My experience with high gear ratio Shimano reels have been terrible. I had several old Shimano Spheros reels. These looked beautiful. But, the first time I had big fish on the 5000 model and the 3000 model, the gears gave out (Sting Rays). Not beefy enough, and the pressure on the gear puts it out of balance and ruins the entire reel. Had it happen twice. 

The unique thing about this reel was that it had an offsetting spool so the line on the spool was perfectly straight rather than an hour glass shape optimal for long casts.


I am still a Shimano man and own 2 baitrunners and 3 newer model Spheros (Gold/Black).

The Thunnus seemed to be more beefy and better priced. The gear ratios are a lot lower. For certain applications (fast fish), you need high gear ratio. My advice would be to fight the fish with the rod and not the reel. In other words, don't crank the reel with maximum pressure on rod. Pull in with rod and on the way down reel.

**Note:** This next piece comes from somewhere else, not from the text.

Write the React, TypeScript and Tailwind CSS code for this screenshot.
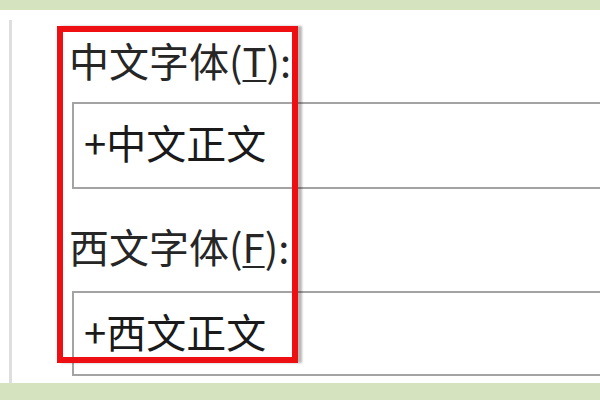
import React from 'react'

const cjk = { fontFamily: '"Noto Sans CJK SC", "Noto Sans", sans-serif' }

function FontField({
  label,
  accessKey,
  value,
  inputHeight,
  textNudge,
}: {
  label: string
  accessKey: string
  value: string
  inputHeight: string
  textNudge: string
}) {
  return (
    <>
      <div className="-ml-[3px] h-[48px] whitespace-nowrap text-[40px] leading-[48px] text-[#262626]">
        {label}(<span className="underline decoration-2 underline-offset-[3px]">{accessKey}</span>):
      </div>
      <div
        className={`flex items-center border-2 border-r-0 border-[#a3a3a3] bg-white pl-[10px] ${inputHeight} ${textNudge}`}
      >
        <span className="whitespace-nowrap text-[40px] leading-[48px] text-[#1a1a1a]">{value}</span>
      </div>
    </>
  )
}

export default function App() {
  return (
    <div className="relative flex h-[400px] w-[600px] flex-col overflow-hidden bg-white" style={cjk}>
      {/* 顶部绿边 */}
      <div className="h-[10px] shrink-0 bg-[#d6e3bf]" />

      <div className="flex flex-1">
        {/* 左侧窗体边线 */}
        <div className="w-[9px] shrink-0" />
        <div className="mt-[10px] w-[3px] shrink-0 bg-[#dedede]" />

        {/* 字体设置区 */}
        <div className="flex flex-1 flex-col pl-[60px] pt-[26px]">
          <FontField
            label="中文字体"
            accessKey="T"
            value="+中文正文"
            inputHeight="mt-[18px] h-[87px]"
            textNudge="pb-[8px]"
          />
          <div className="mt-[33px]" />
          <FontField
            label="西文字体"
            accessKey="F"
            value="+西文正文"
            inputHeight="mt-[21px] h-[85px]"
            textNudge="pb-[6px]"
          />
        </div>
      </div>

      {/* 底部绿边 */}
      <div className="h-[17px] shrink-0 bg-[#d6e3bf]" />

      {/* 红色标注框 */}
      <div className="pointer-events-none absolute left-[57px] top-[26px] h-[337px] w-[241px] border-[6px] border-[#ee0f12] shadow-[4px_0_2px_rgba(0,0,0,0.28)]" />
    </div>
  )
}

I would buy 2 to 3 Thunnus before buying one Stella. And if I really needed a high gear ratio reel, I would get 3 to 4 Stradic before 1 Stella. Too much risk like getting sand in it, fish running away with it, getting it stolen, etc.


----------



## ccc6588 (Jun 20, 2003)

Good deal on a good quality reel $40

http://www.basspro.com/servlet/cata...724&hvarTarget=search&cmCat=151-0-0&cmid=STB1

Shimano Thunnus

http://www.basspro.com/servlet/cata...arClassCode=1&hvarSubCode=2&hvarTarget=browse


----------



## reelrebel18 (Oct 13, 2004)

check out the knew ugly stik inshores under $40 and r pretty nice


----------



## sand flea (Oct 24, 1999)

I had a similar problem with my Stradic. Had to replace the bearings after a couple of seasons.

Got rid of it in favor of a Spheros (the Stradic was never intended as a salwater reel until a recent re-engineering of it hardened it for salt).

The Spheros is the way to go. Great reel, designed for saltwater. Not as many bearings and not quite as smooth as the Stradic, but it holds up very well and is perfect for plugging.


----------



## rockhead (Nov 6, 2002)

in regards to the shimano thunnus, I checked them out too, they are nice but EXTREMELY heavy.


----------



## BLOOD NOT (Mar 22, 2003)

HEY TC - check out the all star 1pc 9'footer that "croaker" has 4 sale right now in the classifieds on this board- jason


----------



## jay b (Dec 1, 2002)

TC, I recently had Tom at Oceans East 2 order me a 1 pc. 8' graphite Tica, rated for 1/2-2 oz. lures and 10-17 lb. test line. It's a great rod and throws 2 oz. with no problem. There's no doubt it'll do more, I just haven't tried yet. Only $60.00, I highly recomend it.


----------



## Lip Ripper (Dec 8, 2003)

if you dont want the gears to go on your spinner the main thing to do is DONT PUT BRAID ON IT!!! 
if you have a graphite rod and your using braid when you set the hook on a big fish all the stress goes to the gears because braid has no stretch and graphite is pretty stiff. i have made this mistake before and it can be a pricey one. some people dont believe me when i tell them, but i promise you the worst thing for your reel is braid even at low drag!


----------